Losing a significant part of its activity would obviously be a big deal for the City. But even if one cared not a whit for well-off financial workers, the damage would extend well beyond the City. Accounting for three-quarters of European capital market activity, London is as much Europe’s financial capital as it is the UK’s political capital. We know from recent bitter experience that financial shocks – higher costs and reduced market access – are far more damaging and extensive than trade and other economic shocks.

The imperative for a properly functioning capital market cannot be exaggerated. With some 80 per cent of corporate financing coming from banks, Europe has no real capital market outside London. The highly bank-dependent system has been unable to deliver the credit needed for recovery and growth in the way that more robust US capital markets have done.

Dismantling the City’s intricate eco-system of professional, technical and legal capabilities, and trying to reassemble it on the Continent as if it were Lego, would set back Europe’s capital market development project by a decade. The last thing a struggling-to-recover Europe needs is a fragmented capital market to sit alongside its fragmented banking system.

Viewed from New York, the failure to rule out a hard Brexit has the surreal feel of opposing sides holding the same hostage, both threatening to tear up the pan-European asset that is the City of London.

What can be done

Ideally, the two sides ought to agree on preserving – indeed growing – the City of London as a European financial centre. This may entail new regulatory arrangements and understandings with the EU, eg along the lines suggested in Bruegel's Continental Partnership or my colleague Reza Moghadam's proposal for UK participation in Banking Union.

But such solutions may be a bridge too far. Negotiations need to reconcile complex issues and entrenched positions. Moreover, the political seductiveness of moving the City to the Continent is not to be underestimated.

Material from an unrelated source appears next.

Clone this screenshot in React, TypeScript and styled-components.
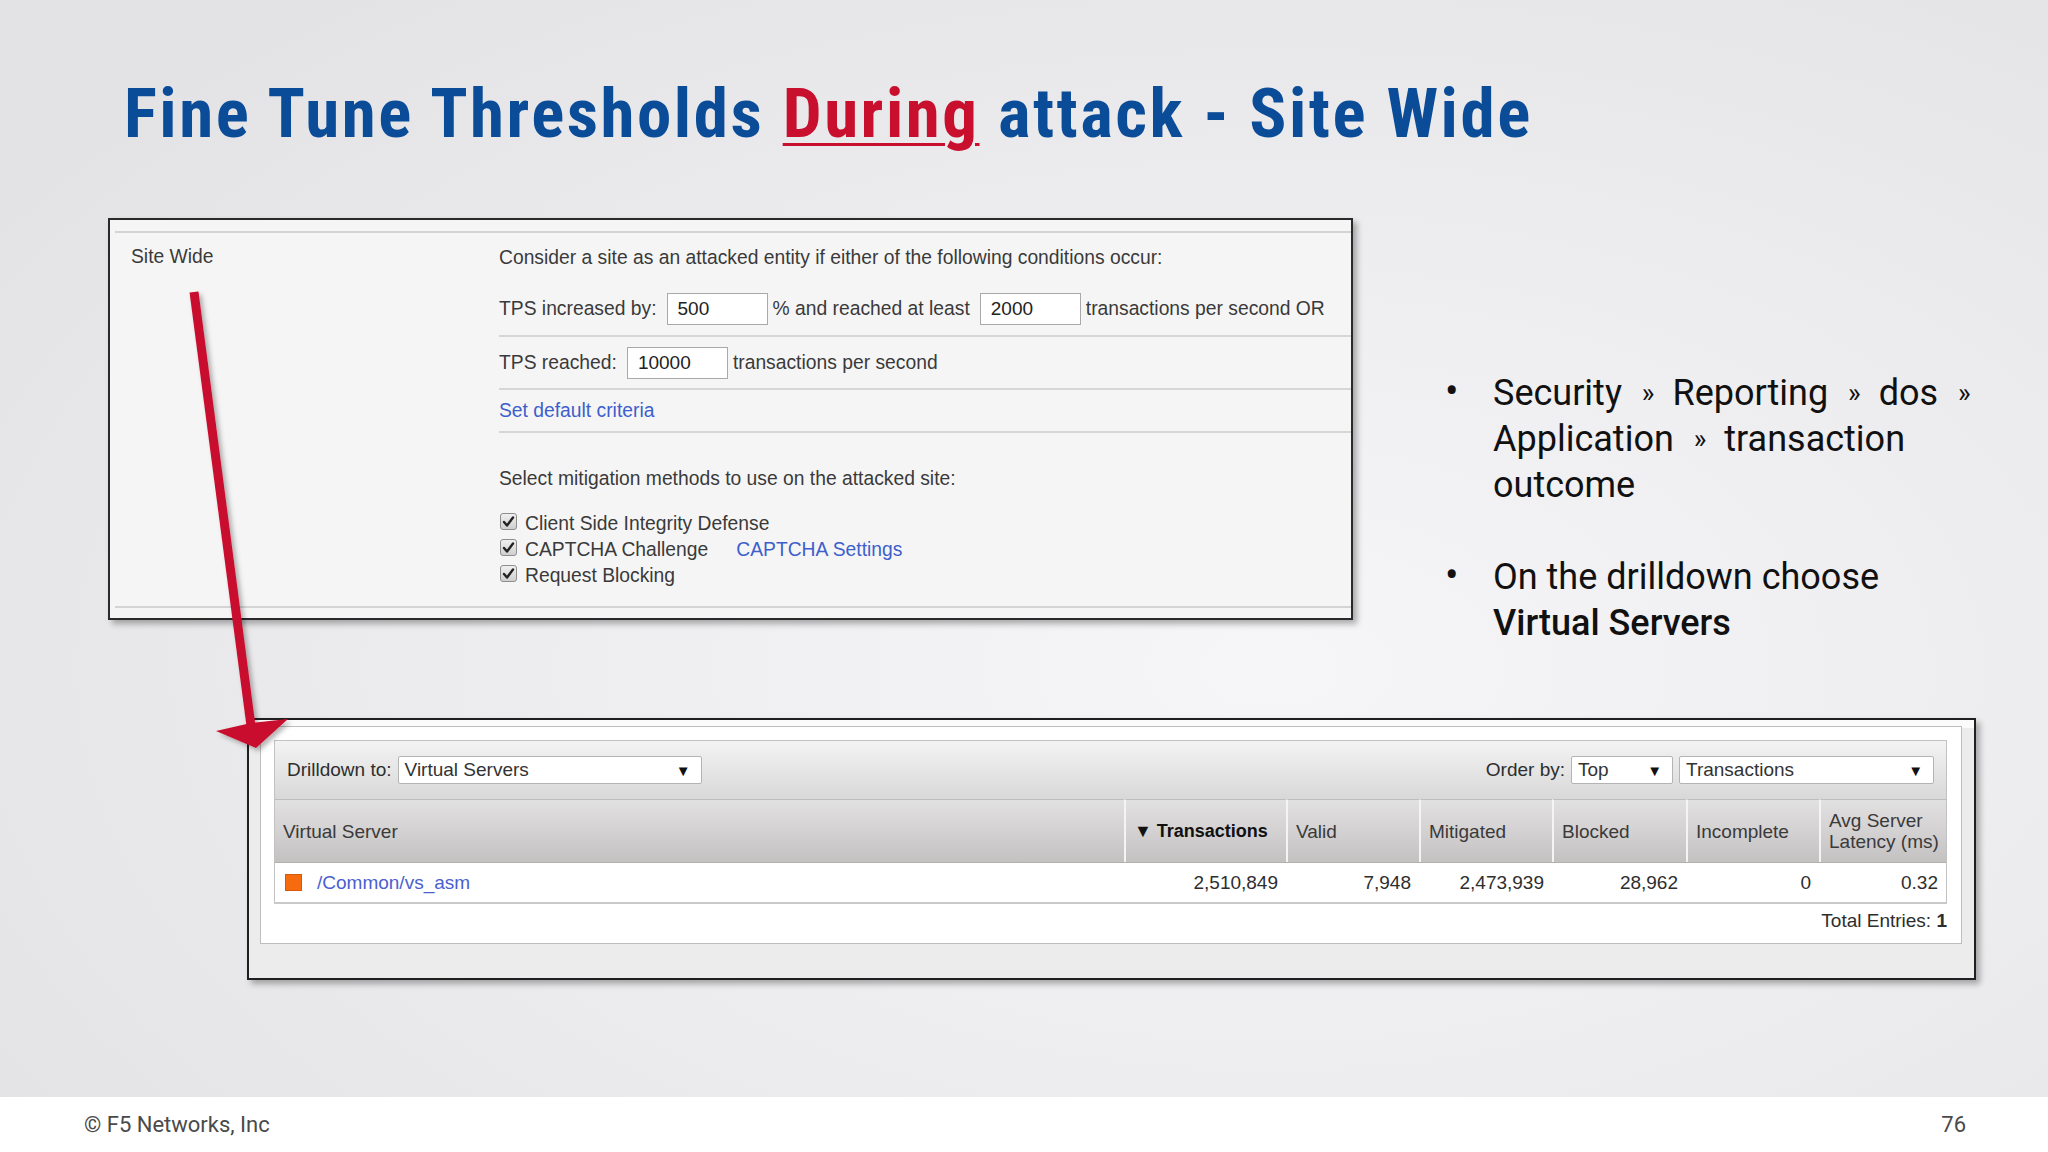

If London must be cut off from Europe, at least a longer transition period for doing so should be agreed during which existing regulations continue to apply. This is critical since any move to the Continent will take years – many more than the two- year negotiating period contemplated.

Aside from staffing, the new entities will require new or expanded licences, approvals for capital models and resolution plans, and enhanced capital, governance, systems and controls. New links to exchanges, clearing houses and payment systems will need to be forged, and new laws, property rights and taxes factored in.

From the perspective of a global bank, with no national dog in the fight, what is most important is that Brexit negotiations proceed with the clear understanding that London’s financial centre is a European public good as much as a British one.

Whatever the final outcome of the negotiations, the City must not become a bargaining chip in a great game. If that happens, both sides could be losers, and the prize could move somewhere else – perhaps to New York.

Colm Kelleher is president of Morgan Stanley and based in New York. He is an Irish citizen.